I can still remember one night when I was about four or five (would have been in 1975 or 76), my father went away on a hunting trip for the weekend. At about 10 PM someone called our house but there was no one there, or at least no one talking. My mother said later that she could hear highway traffic, but no one spoke. And whoever was on the other side didn’t hang up. She was very afraid because it could be either nothing, my father having had an accident and managed to reach a roadside phone booth, or someone who knew my dad was away for the weekend and trying to isolate us by tying up the phone. Mom brought me and my infant brother into her bedroom for the night, grabbed my dad’s spare shotgun (unloaded…this was before she started target shooting competitively and she had no idea how to use it for anything other than intimidation of an intruder) and spent the night in the rocker in their bedroom while we slept in their bed.

In the morning, she bundled us all up and we walked to the neighbor’s house, where we called the phone company to close that connection and open up our line again.

That night is very vivid in my mind.

As a teen at that time, somehow I was conditioned by society to find girls with big teased hair, neon makeup, high-waisted mom jeans, baggy torn sweatshirts, chewing gum while smoking, to be attractive.

It wasn’t until seeing Mary Stuart Masterson in Some Kind of Wonderful that I was able to break that horrible brainwashing.
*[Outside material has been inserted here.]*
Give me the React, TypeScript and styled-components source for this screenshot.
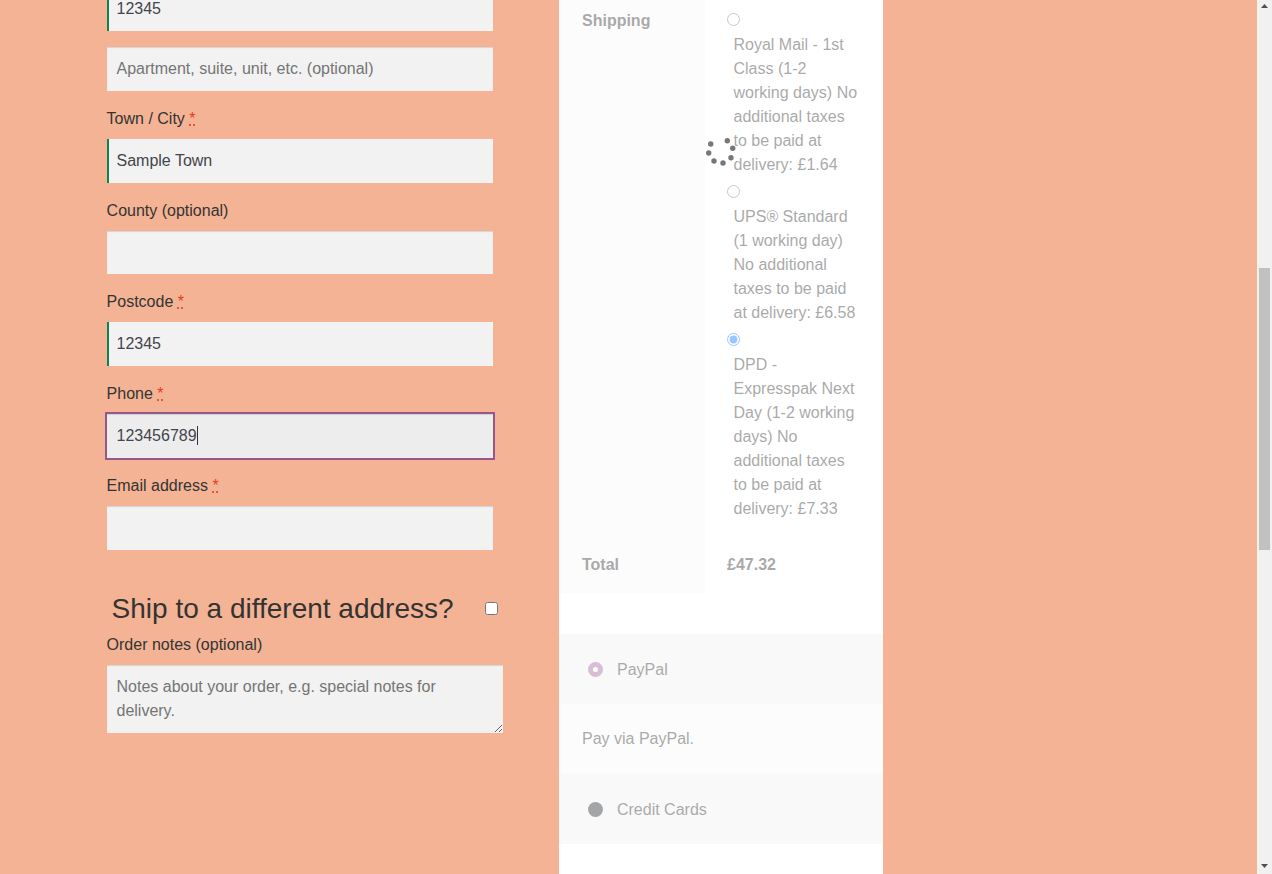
import styled, { createGlobalStyle } from "styled-components";

const GlobalStyle = createGlobalStyle`
  html, body {
    margin: 0;
    padding: 0;
    height: 100%;
    overflow: hidden;
  }
  body {
    font-family: "Liberation Sans", Arial, sans-serif;
    font-size: 16px;
    line-height: 24px;
    color: #333;
    background: #f4b395;
  }
`;

const Page = styled.div`
  display: flex;
  height: 874px;
  overflow: hidden;
`;

const Main = styled.main`
  flex: 1;
  display: flex;
  align-items: stretch;
  padding-left: 106.6px;
  background: #f4b395;
`;

const BillingColumn = styled.form`
  width: 396px;
  margin-top: -13px;
  margin-right: 56.4px;
  display: flex;
  flex-direction: column;
`;

const Label = styled.label`
  display: block;
  margin: 16px 0 8px;
  height: 24px;
  color: #333;
`;

const Required = styled.abbr`
  color: #e2401c;
  text-decoration: underline dotted;
  cursor: help;
`;

const Input = styled.input<{ $valid?: boolean; $height?: number }>`
  display: block;
  box-sizing: border-box;
  width: 386px;
  height: ${(p) => p.$height ?? 44}px;
  padding: 9px 9.9px;
  border: 0;
  border-radius: 0;
  background: #f2f2f2;
  color: #43454b;
  font: 16px/24px "Liberation Sans", Arial, sans-serif;
  outline: none;
  box-shadow: ${(p) => (p.$valid ? "inset 2px 0 0 #0f834d" : "inset 0 1px 1px rgba(0, 0, 0, 0.125)")};

  &::placeholder {
    color: #757575;
    opacity: 1;
  }
`;

const AddressLine = styled(Input)`
  margin-top: 16px;
`;

const FocusedField = styled.div`
  position: relative;
  width: 386px;
`;

const FocusedInput = styled(Input)`
  background: #ededed;
  outline: 2px solid #96588a;
  caret-color: transparent;
`;

const Caret = styled.span`
  position: absolute;
  left: 90px;
  top: 12px;
  width: 1px;
  height: 19px;
  background: #333;
`;

const ShipRow = styled.div`
  display: flex;
  align-items: center;
  justify-content: space-between;
  height: 48px;
  margin-top: 34px;
  padding: 0 5px;
`;

const ShipHeading = styled.h3`
  margin: 2px 0 0;
  font-size: 28px;
  font-weight: 400;
  line-height: 48px;
  color: #333;
`;

const ShipCheckbox = styled.input`
  margin: 0;
  width: 13px;
  height: 13px;
`;

const NotesLabel = styled(Label)`
  margin: 1px 0 8px;
`;

const Notes = styled.textarea`
  display: block;
  box-sizing: border-box;
  width: 396px;
  height: 68px;
  padding: 10px 9.9px 9px;
  border: 0;
  background: #f2f2f2;
  color: #43454b;
  font: 16px/24px "Liberation Sans", Arial, sans-serif;
  outline: none;
  box-shadow: inset 0 1px 1px rgba(0, 0, 0, 0.125);

  &::placeholder {
    color: #757575;
    opacity: 1;
  }
`;

const OrderPanel = styled.section`
  position: relative;
  width: 324px;
  background: #fff;
`;

// the order review is dimmed while it reloads
const OrderContent = styled.div`
  opacity: 0.4;
  color: #2a2a2a;
`;

const Totals = styled.div`
  display: grid;
  grid-template-columns: 146px 178px;
`;

const HeadCell = styled.div<{ $top: number; $bottom: number }>`
  padding: ${(p) => p.$top}px 0 ${(p) => p.$bottom}px 23px;
  background: #f8f8f8;
  font-weight: 700;
`;

const ShippingCell = styled.div`
  padding: 5px 22px 15px;
`;

const TotalCell = styled.div`
  padding: 17px 22px 16px;
  font-weight: 700;
`;

const ShippingOption = styled.div`
  display: flex;
  flex-direction: column;
`;

const OptionRadio = styled.input`
  display: block;
  width: 13px;
  height: 13px;
  margin: 8px 0 7px;
`;

const OptionLabel = styled.label`
  display: block;
  width: 127px;
  margin-left: 6.5px;
`;

const Payments = styled.div`
  margin-top: 41px;
`;

const PaymentRow = styled.div<{ $shade?: boolean }>`
  display: flex;
  align-items: center;
  gap: 14px;
  height: 70px;
  padding-left: ${(p) => (p.$shade ? "29px" : "23px")};
  background: ${(p) => (p.$shade ? "#f2f2f2" : "#f8f8f8")};
`;

const PaymentDot = styled.span<{ $selected?: boolean }>`
  box-sizing: border-box;
  width: 15px;
  height: 15px;
  border-radius: 50%;
  background: ${(p) => (p.$selected ? "#fff" : "#1f2125")};
  border: ${(p) => (p.$selected ? "5px solid #a05c96" : "0")};
`;

const PaymentName = styled.span`
  margin-top: 2px;
`;

const Spinner = styled.svg`
  position: absolute;
  left: 146px;
  top: 136px;
  width: 32px;
  height: 32px;
`;

const Scrollbar = styled.div`
  width: 15px;
  display: flex;
  flex-direction: column;
  background: #f1f1f1;
`;

const ScrollArrow = styled.svg`
  display: block;
  width: 15px;
  height: 17px;
  flex: none;
`;

const ScrollTrack = styled.div`
  flex: 1;
  padding: 251px 2px 0;
`;

const ScrollThumb = styled.div`
  height: 282px;
  background: #c1c1c1;
`;

const shippingOptions = [
  { id: "royal", text: "Royal Mail - 1st Class (1-2 working days) No additional taxes to be paid at delivery: £1.64" },
  { id: "ups", text: "UPS® Standard (1 working day) No additional taxes to be paid at delivery: £6.58" },
  { id: "dpd", text: "DPD - Expresspak Next Day (1-2 working days) No additional taxes to be paid at delivery: £7.33", checked: true },
];

const spinnerDots = [
  [5.7, 8],
  [3.7, 17],
  [9, 25],
  [18, 27],
  [26, 21.7],
  [27.7, 12.3],
  [22.3, 4.7],
];

function Star() {
  return <Required title="required">*</Required>;
}

export default function App() {
  return (
    <Page>
      <GlobalStyle />
      <Main>
        <BillingColumn>
          <Input $valid readOnly value="12345" />
          <AddressLine placeholder="Apartment, suite, unit, etc. (optional)" />

          <Label>Town / City <Star /></Label>
          <Input $valid readOnly value="Sample Town" />

          <Label>County (optional)</Label>
          <Input $height={43} />

          <Label>Postcode <Star /></Label>
          <Input $valid readOnly value="12345" />

          <Label>Phone <Star /></Label>
          <FocusedField>
            <FocusedInput readOnly value="123456789" />
            <Caret />
          </FocusedField>

          <Label>Email address <Star /></Label>
          <Input />

          <ShipRow>
            <ShipHeading>Ship to a different address?</ShipHeading>
            <ShipCheckbox type="checkbox" />
          </ShipRow>

          <NotesLabel>Order notes (optional)</NotesLabel>
          <Notes placeholder="Notes about your order, e.g. special notes for delivery." />
        </BillingColumn>

        <OrderPanel>
          <OrderContent>
            <Totals>
              <HeadCell $top={9} $bottom={15}>Shipping</HeadCell>
              <ShippingCell>
                {shippingOptions.map((opt) => (
                  <ShippingOption key={opt.id}>
                    <OptionRadio type="radio" name="shipping" id={opt.id} defaultChecked={opt.checked} />
                    <OptionLabel htmlFor={opt.id}>{opt.text}</OptionLabel>
                  </ShippingOption>
                ))}
              </ShippingCell>
              <HeadCell $top={17} $bottom={16}>Total</HeadCell>
              <TotalCell>£47.32</TotalCell>
            </Totals>

            <Payments>
              <PaymentRow $shade>
                <PaymentDot $selected />
                <PaymentName>PayPal</PaymentName>
              </PaymentRow>
              <PaymentRow>Pay via PayPal.</PaymentRow>
              <PaymentRow $shade>
                <PaymentDot />
                <PaymentName>Credit Cards</PaymentName>
              </PaymentRow>
            </Payments>
          </OrderContent>

          <Spinner viewBox="0 0 32 32">
            {spinnerDots.map(([cx, cy]) => (
              <circle key={`${cx}-${cy}`} cx={cx} cy={cy} r="2.7" fill="#777" />
            ))}
          </Spinner>
        </OrderPanel>
      </Main>

      <Scrollbar>
        <ScrollArrow viewBox="0 0 15 17">
          <path d="M7.5 4 L11 8 H4 Z" fill="#505050" />
        </ScrollArrow>
        <ScrollTrack>
          <ScrollThumb />
        </ScrollTrack>
        <ScrollArrow viewBox="0 0 15 17">
          <path d="M4 7 H11 L7.5 11 Z" fill="#505050" />
        </ScrollArrow>
      </Scrollbar>
    </Page>
  );
}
They had that in the Milwaukee area back in the early 80’s. It was called TV Q. You needed a special antenna that was very similar to the one need for the Dish Network today. All people got with it was HBO, nothing else.

Oh heck no. There was lots of leaded gas in 1982. The process of getting rid of it started in the 1970s, but it was still a commonly sold product in the early 80s and wasn’t gotten rid of until the 90s.

We’ve had whole multi-page threads about this (And Cecil once wrote a column about it too), but to sum up, I respectfully but vehemently disagree. Most goods sold in 1982 were no better than, and often a lot worse, than the stuff you can buy today. Anything you have that’s survivled since then is simply the best stuff and so of course it’s going to be the stuff that’s left over; the crap is long since in a landfill. Some stuff might have been better, but I can very easily name stuff that’s OBVIOUSLY better now. Cars - the single largest consumer good most people will ever buy - are, obviously, much better built now and protected by warranties that would have been inconceivable in 1982.

One of the reasons you fixed stuff was simply that it was expensive and people didn’t have as much money; the utility of hiring a TV repairman was still there. Now that TVs are cheap it’s not… and, you know, I can’t remember the last TV I had that broke.

There’s also the matter of most electronics are made very modular. They just don’t have a lot of parts to be fixed or tinkered with. Even a PC only has like 10 actual parts and any of them are relatively cheap.